Business and UN leaders to chart the path forward for a sustainable Africa 

Africa’s private sector has traditionally been a key driver of economic growth, job creation and innovative solutions for a myriad of challenges facing the African people. The Covid-19 pandemic coupled with other forces such as digitization and globalization will be the stress test to addressing other emerging issues as captured under by the Sustainable Development Goals such as climate change. 

Examining the private sector’s response in dealing with the Covid-19 pandemic exposes the agility, creativity and determination of the African people.  

Kenya’s private health sector responded by supporting the government “walk the talk”. Kenya has a robust private sector and established coordination structures that existed before the pandemic. The private sector has supported containment activities including public awareness campaigns, testing and other rapid response initiatives. 

A team of companies in e-commerce, manufacturing and micro-distribution created a platform called Safe Hands Kenya to deploy free soap, hand sanitizer, cleaners, disinfectants and masks through hundreds of thousands of distribution points. 

Elsewhere, necessity has been the mother of invention. In Ghana, the Kwame Nkrumah University of Science and Technology and Incas Diagnostics invented an optimized Rapid Diagnostic Test (RDT) kit to support the national testing regime.  

South Africa launched a national ventilator project to manufacture medical equipment that helps Covid-19 patients to breathe. Distillers and chemical companies such as Distell and Sasol in southern Africa adapted production lines to manufacture hand sanitizers. Garment manufacturers in almost every country sewed protective clothing for doctors and nurses. 

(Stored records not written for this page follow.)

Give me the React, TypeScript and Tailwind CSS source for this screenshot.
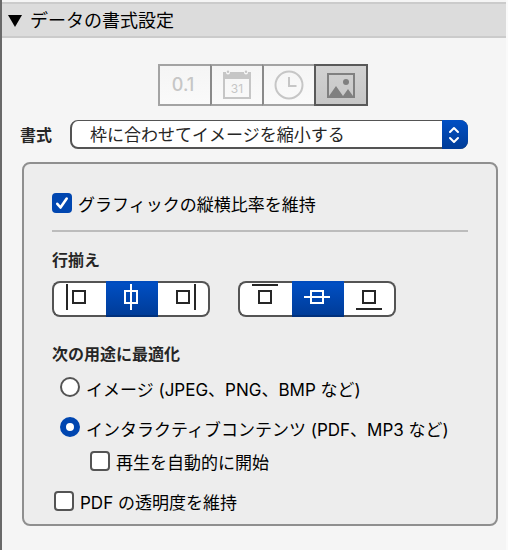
import { useState } from 'react';
import type { ReactNode } from 'react';
import clsx from 'clsx';

type Format = 'number' | 'date' | 'time' | 'graphic';

const FORMATS: { id: Format; label: string; icon: ReactNode }[] = [
  { id: 'number', label: '数値', icon: <span className="pr-1 text-lg leading-6 font-medium">0.1</span> },
  { id: 'date', label: '日付', icon: <CalendarIcon /> },
  { id: 'time', label: '時刻', icon: <ClockIcon /> },
  { id: 'graphic', label: 'グラフィック', icon: <PictureIcon /> },
];

function CalendarIcon() {
  return (
    <svg width="28" height="30" viewBox="0 0 28 30" aria-hidden="true">
      <rect x="1" y="3" width="26" height="25" fill="none" stroke="currentColor" strokeWidth="2" />
      <rect x="0" y="2" width="28" height="7" fill="currentColor" />
      <circle cx="5" cy="2.5" r="2" fill="#f8f8f8" />
      <circle cx="23" cy="2.5" r="2" fill="#f8f8f8" />
      <circle cx="5" cy="1.8" r="1.2" fill="currentColor" />
      <circle cx="23" cy="1.8" r="1.2" fill="currentColor" />
      <text x="14" y="23" textAnchor="middle" fontSize="12" fill="currentColor">
        31
      </text>
    </svg>
  );
}

function ClockIcon() {
  return (
    <svg width="30" height="30" viewBox="0 0 30 30" fill="none" stroke="currentColor" aria-hidden="true">
      <circle cx="15" cy="15" r="13.5" strokeWidth="2" />
      <path d="M15 7v9h7.5" strokeWidth="2" />
    </svg>
  );
}

function PictureIcon() {
  return (
    <svg width="28" height="25" viewBox="0 0 28 25" aria-hidden="true">
      <rect x="1" y="1" width="26" height="23" fill="none" stroke="currentColor" strokeWidth="2" />
      <circle cx="19" cy="9" r="3" fill="currentColor" />
      <path d="M2 23 9 13 16 23ZM16 23 21 16 26 23Z" fill="currentColor" />
    </svg>
  );
}

// Guide line drawn next to or through the small box of an alignment icon.
const GUIDES = {
  left: 'M2 0v26',
  center: 'M14 0v26',
  right: 'M26 0v26',
  top: 'M1 1h26',
  middle: 'M1 13h26',
  bottom: 'M1 25h26',
};

type Align = keyof typeof GUIDES;

const HORIZONTAL: { id: Align; label: string }[] = [
  { id: 'left', label: '左揃え' },
  { id: 'center', label: '中央揃え' },
  { id: 'right', label: '右揃え' },
];

const VERTICAL: { id: Align; label: string }[] = [
  { id: 'top', label: '上揃え' },
  { id: 'middle', label: '上下中央揃え' },
  { id: 'bottom', label: '下揃え' },
];

function AlignGroup({ label, options, initial }: { label: string; options: typeof HORIZONTAL; initial: Align }) {
  const [value, setValue] = useState(initial);

  return (
    <div role="group" aria-label={label} className="grid h-9 grid-cols-[54px_52px_52px]">
      {options.map((option) => {
        const active = option.id === value;
        return (
          <button
            key={option.id}
            type="button"
            aria-label={option.label}
            aria-pressed={active}
            onClick={() => setValue(option.id)}
            className={clsx(
              'flex items-start justify-center border-y-2 pt-px pr-0.5 first:rounded-l-lg first:border-l-2 last:rounded-r-lg last:border-r-2 last:pr-0',
              active
                ? 'border-t-[#004bbd] border-b-[#00307c] bg-linear-to-b from-[#004fc4] to-[#003c98] text-white'
                : 'border-[#545454] bg-white text-[#262626]',
            )}
          >
            <svg width="28" height="26" viewBox="0 0 28 26" fill="none" stroke="currentColor" strokeWidth="2" aria-hidden="true">
              <rect x="8" y="7" width="12" height="12" />
              <path d={GUIDES[option.id]} />
            </svg>
          </button>
        );
      })}
    </div>
  );
}

function CheckBox({ label, className, defaultChecked }: { label: string; className?: string; defaultChecked?: boolean }) {
  return (
    <label className={clsx('flex h-5 items-start gap-1.5 text-[17px] whitespace-nowrap', className)}>
      <span className="relative size-5 shrink-0">
        <input
          type="checkbox"
          defaultChecked={defaultChecked}
          className="peer block size-5 appearance-none rounded border-2 border-[#545454] bg-white checked:border-0 checked:bg-[#0046b0]"
        />
        <svg
          className="pointer-events-none absolute inset-0 hidden peer-checked:block"
          width="20"
          height="20"
          viewBox="0 0 20 20"
          fill="none"
          stroke="#fff"
          strokeWidth="2.6"
          strokeLinecap="round"
          strokeLinejoin="round"
          aria-hidden="true"
        >
          <path d="m5.3 10.8 3.2 3.7 6.2-9" />
        </svg>
      </span>
      <span className="leading-6">{label}</span>
    </label>
  );
}

function Radio({ label, className, defaultChecked }: { label: string; className?: string; defaultChecked?: boolean }) {
  return (
    <label className={clsx('flex h-5 items-start gap-1.5 text-[17px] whitespace-nowrap', className)}>
      <input
        type="radio"
        name="optimize"
        defaultChecked={defaultChecked}
        className="size-5 shrink-0 appearance-none rounded-full border-2 border-[#545454] bg-white checked:border-[6px] checked:border-[#0046b0]"
      />
      <span className="leading-[26px]">{label}</span>
    </label>
  );
}

export default function App() {
  const [format, setFormat] = useState<Format>('graphic');

  return (
    <main className="min-h-screen border-r-2 border-l-2 border-r-[#fafafa] border-l-[#696969] bg-[#f5f5f5] pt-0.5 font-['Inter','Noto_Sans_CJK_JP',sans-serif] text-black">
      <h1 className="border-y-2 border-[#cbcbcb] bg-[#dcdcdc]">
        <button type="button" aria-expanded="true" className="flex h-8 w-full items-center gap-2 pt-0.5 pl-1.5 text-lg">
          <svg width="14" height="12" viewBox="0 0 14 12" aria-hidden="true">
            <path d="M0 0h14L7 12Z" />
          </svg>
          データの書式設定
        </button>
      </h1>

      <div className="flex justify-center pt-[26px] pl-[18px]">
        <div role="group" aria-label="データ形式" className="flex">
          {FORMATS.map(({ id, label, icon }) => (
            <button
              key={id}
              type="button"
              aria-label={label}
              aria-pressed={id === format}
              onClick={() => setFormat(id)}
              className={clsx(
                'flex h-[42px] w-[54px] items-center justify-center border-2 not-first:-ml-0.5',
                id === format
                  ? 'z-10 border-[#595959] bg-linear-to-b from-[#d2d2d2] to-[#c6c6c6] text-[#808080]'
                  : 'border-[#a3a3a3] border-r-[#8a8a8a] bg-linear-to-b from-[#f5f5f5] to-[#fafafa] text-[#c6c6c6] not-first:border-l-[#8a8a8a]',
              )}
            >
              {icon}
            </button>
          ))}
        </div>
      </div>

      <div className="flex items-center pt-3.5 pr-[38px] pl-[18px]">
        <label htmlFor="format" className="w-[50px] shrink-0 text-base font-bold text-[#262626]">
          書式
        </label>
        <div className="relative min-w-0 flex-1">
          <select
            id="format"
            className="block h-[29px] w-full appearance-none rounded-lg border-2 border-t border-[#545454] bg-white pt-0.5 pr-8 pl-[18px] text-[17px] leading-6 text-[#262626]"
          >
            <option>枠に合わせてイメージを縮小する</option>
            <option>枠に合わせてイメージを拡大する</option>
            <option>枠に合わせてイメージを縮小または拡大する</option>
          </select>
          <span className="pointer-events-none absolute inset-y-0 right-0 flex w-[26px] items-center justify-center rounded-r-lg bg-linear-to-b from-[#004fc4] to-[#003c98] pr-0.5">
            <svg
              width="12"
              height="18"
              viewBox="0 0 12 18"
              fill="none"
              stroke="#fff"
              strokeWidth="2"
              strokeLinecap="round"
              strokeLinejoin="round"
              aria-hidden="true"
            >
              <path d="m2 6 4-4 4 4M2 12l4 4 4-4" />
            </svg>
          </span>
        </div>
      </div>

      <section className="mt-[13px] mr-2 ml-5 rounded-lg border-2 border-[#8f8f8f] bg-[#ededed] px-7 pt-[29px] pb-[13px]">
        <CheckBox label="グラフィックの縦横比率を維持" defaultChecked />
        <hr className="mt-[17px] border-t-2 border-[#bcbcbc]" />

        <h2 className="mt-[18px] text-base leading-5 font-bold text-[#262626]">行揃え</h2>
        <div className="mt-[11px] flex gap-7">
          <AlignGroup label="横方向" options={HORIZONTAL} initial="center" />
          <AlignGroup label="縦方向" options={VERTICAL} initial="middle" />
        </div>

        <fieldset className="mt-[27px]">
          <legend className="text-base leading-5 font-bold text-[#262626]">次の用途に最適化</legend>
          <Radio className="mt-[13px] ml-2" label="イメージ (JPEG、PNG、BMP など)" />
          <Radio className="mt-5 ml-2" label="インタラクティブコンテンツ (PDF、MP3 など)" defaultChecked />
          <CheckBox className="mt-3.5 ml-[38px]" label="再生を自動的に開始" />
        </fieldset>
        <CheckBox className="mt-5 ml-0.5" label="PDF の透明度を維持" />
      </section>
    </main>
  );
}
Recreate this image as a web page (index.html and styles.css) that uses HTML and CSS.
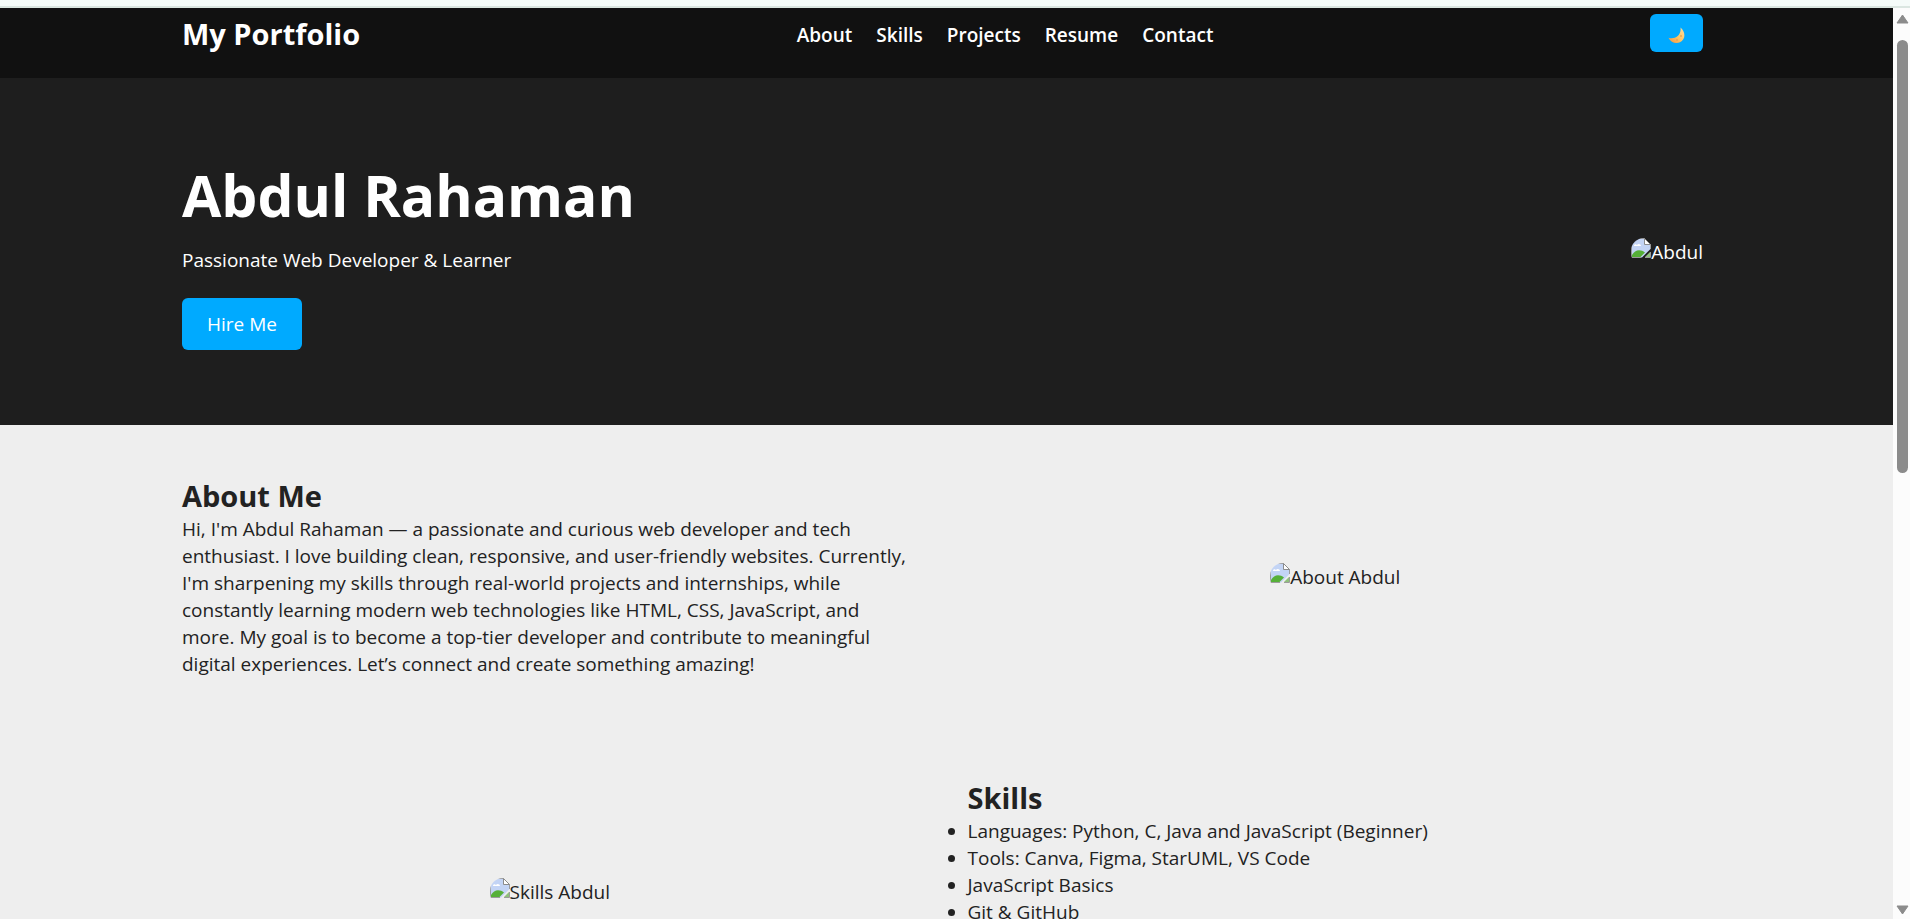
FILE: index.html
```html
<!DOCTYPE html>
<html lang="en">
<head>
<meta charset="utf-8">
<title>My Portfolio</title>
<link rel="stylesheet" href="styles.css">
</head>
<body>
<svg class="defs" aria-hidden="true">
  <symbol id="broken" viewBox="0 0 20 20">
    <path d="M.5.500h13l6 6V11L11 19.500H.5z" fill="#c3d4f5"/>
    <path d="M3 8c0-2 2-2 3-1 1-2 4-1 4 1H3z" fill="#fff"/>
    <path d="M1 19v-2c3-6 9-6 13-2.500L9.500 19z" fill="#56b038"/>
    <path d="M14 19l5-5v5z" fill="#8fc07c"/>
    <path d="M10 19.500H.5V.500h13l6 6V11M14 19.500h5.500V14" fill="none" stroke="#9b9b9b"/>
    <path d="M13.500.500v6h6z" fill="#fff" stroke="#8b8b8b"/>
  </symbol>
</svg>
<div class="edge"></div>
<div class="window">
  <div class="page">
    <header class="header wrap">
      <div class="logo">My Portfolio</div>
      <nav class="nav">
        <a href="#about">About</a>
        <a href="#skills">Skills</a>
        <a href="#projects">Projects</a>
        <a href="#resume">Resume</a>
        <a href="#contact">Contact</a>
      </nav>
      <button class="theme" type="button" aria-label="Toggle dark mode">
        <svg width="17" height="17" viewBox="0 0 17 17"><defs><linearGradient id="moon" x1="0" y1="1" x2="1" y2="0"><stop offset="0" stop-color="#f5923e"/><stop offset=".5" stop-color="#fcc566"/><stop offset="1" stop-color="#ffe0a0"/></linearGradient></defs><path d="M12.500 .5C18 5 17.500 12.500 12 15.300 8 17.300 2.500 15.500 .5 10.800 6 12.800 13.800 9 12.500 .5z" fill="url(#moon)"/><circle cx="13" cy="9" r="1" fill="#e9a650"/><circle cx="9" cy="13" r="1" fill="#e9a650"/></svg>
      </button>
    </header>
    <section class="hero wrap">
      <div>
        <h1>Abdul Rahaman</h1>
        <p class="tagline">Passionate Web Developer &amp; Learner</p>
        <a class="hire" href="#contact">Hire Me</a>
      </div>
      <div class="picture"><svg><use href="#broken"/></svg><span>Abdul</span></div>
    </section>
    <section class="row wrap" id="about">
      <div class="copy">
        <h2>About Me</h2>
        <p>Hi, I'm Abdul Rahaman — a passionate and curious web developer and tech enthusiast. I love building clean, responsive, and user-friendly websites. Currently, I'm sharpening my skills through real-world projects and internships, while constantly learning modern web technologies like HTML, CSS, JavaScript, and more. My goal is to become a top-tier developer and contribute to meaningful digital experiences. Let’s connect and create something amazing!</p>
      </div>
      <div class="picture"><svg><use href="#broken"/></svg><span>About Abdul</span></div>
    </section>
    <section class="row wrap" id="skills">
      <div class="picture"><svg><use href="#broken"/></svg><span>Skills Abdul</span></div>
      <div class="copy">
        <h2>Skills</h2>
        <ul>
          <li>Languages: Python, C, Java and JavaScript (Beginner)</li>
          <li>Tools: Canva, Figma, StarUML, VS Code</li>
          <li>JavaScript Basics</li>
          <li>Git &amp; GitHub</li>
          <li>HTML</li>
          <li>CSS</li>
          <li>Responsive Design</li>
        </ul>
      </div>
    </section>
  </div>
  <div class="scrollbar" aria-hidden="true">
    <svg width="13" height="10" viewBox="0 0 13 10"><path d="M6.500 1l5.500 8H1z"/></svg>
    <div class="track"><div class="thumb"></div></div>
    <svg width="13" height="10" viewBox="0 0 13 10"><path d="M6.500 9L1 1h11z"/></svg>
  </div>
</div>
</body>
</html>
```
FILE: styles.css
```css
* { margin: 0; padding: 0; box-sizing: border-box; }

body {
  display: flex;
  flex-direction: column;
  height: 100vh;
  overflow: hidden;
  font: 19px/27px "Open Sans", "Noto Sans", sans-serif;
  color: #222;
  background: #eee;
}

.defs { position: absolute; width: 0; height: 0; }

.edge { flex: none; height: 8px; background: #f5fbf9; border-bottom: 2px solid #dbe6e1; }

.window { flex: 1; display: flex; min-height: 0; }
.page { flex: 1; overflow: hidden; background: #eee; }

.wrap { padding-left: 182px; padding-right: 190px; }

.header {
  display: flex;
  justify-content: space-between;
  align-items: center;
  padding-top: 6px;
  padding-bottom: 26px;
  background: #111;
  color: #fff;
}
.logo { padding-top: 2px; font-size: 29px; font-weight: 700; line-height: 36px; }
.nav { display: flex; gap: 24px; padding-top: 4px; }
.nav a { color: #fff; font-weight: 600; text-decoration: none; }
.theme {
  display: flex;
  align-items: center;
  justify-content: center;
  width: 53px;
  height: 38px;
  padding-top: 4px;
  border: 0;
  border-radius: 6px;
  background: #0af;
}

.hero {
  display: flex;
  justify-content: space-between;
  align-items: center;
  padding-top: 75px;
  padding-bottom: 75px;
  background: #1e1e1e;
  color: #fff;
}
h1 { font-size: 57px; line-height: 84px; }
.tagline { margin: 10px 0 24px; }
.hire {
  display: inline-block;
  padding: 13px 25px 12px;
  border-radius: 6px;
  background: #0af;
  color: #fff;
  text-decoration: none;
  vertical-align: top;
}

.row {
  display: grid;
  grid-template-columns: 1fr 1fr;
  gap: 50px;
  align-items: center;
  padding-top: 50px;
  padding-bottom: 49px;
}
.copy { padding-right: 10px; }
h2 { padding-top: 1px; font-size: 29px; line-height: 40px; }

.picture {
  display: flex;
  justify-self: center;
  overflow: hidden;
  border-radius: 13px;
}
.picture svg { width: 20px; height: 20px; }
.picture span { padding-top: 1px; }

.scrollbar {
  display: flex;
  flex-direction: column;
  align-items: center;
  width: 17px;
  padding: 6px 0 4px 2px;
  background: #fcfcfc;
}
.scrollbar svg { flex: none; fill: #8b8b8b; stroke: #8b8b8b; stroke-linejoin: round; }
.track { flex: 1; padding: 16px 0; }
.thumb { width: 11px; height: 51%; border-radius: 6px; background: #8b8b8b; }
```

If there is a silver lining to the health emergency triggered by the COVID-19 pandemic, it is that this resourcefulness and self-reliance will stand African businesses and governments and civil society well as they begin to chart their recoveries. 

Another lesson is the importance of collaboration. Across the continent, telecom groups have worked with health ministries to set up Covid hotlines with advice on how to prevent and manage infection. Call any phone in Ethiopia and you will be greeted with a jingle on the importance of washing hands. In South Africa, a public-private partnership with Uber and other transport companies has enabled South African patients suffering from chronic diseases to receive their medicines directly at home, without the risk of being infected by going to hospital.  

But perhaps the most important thing we have learnt from this pandemic, in Africa and elsewhere, is that companies are only as healthy as the communities they serve. And it is this insight that has driven banks, utilities and telecom companies to extend lifelines to their customers. During lockdown, Burkina Faso’s water and electricity utilities waived payment for women entrepreneurs in the fruit and vegetable sector, in recognition of their key contribution to family incomes. 

In Nigeria, the Bank of Industry cut interest rates and granted a moratorium on principal repayments for businesses adversely affected by Covid. Kenya’s biggest telecom operator Safaricom waived fees on small mobile money transfers during the outbreak, as well as doubling bandwidth to support those working from home. 

African businesses are trying to do their best to help the continent’s response to the pandemic remain a sustainable one. “The African continent’s response to the COVID-19 pandemic has provided valuable lessons for the rest of the world in meeting this challenge,” said United Nations Secretary-General Antonio Guterres. “Global solidarity with Africa is an imperative—now, and for recovering better.”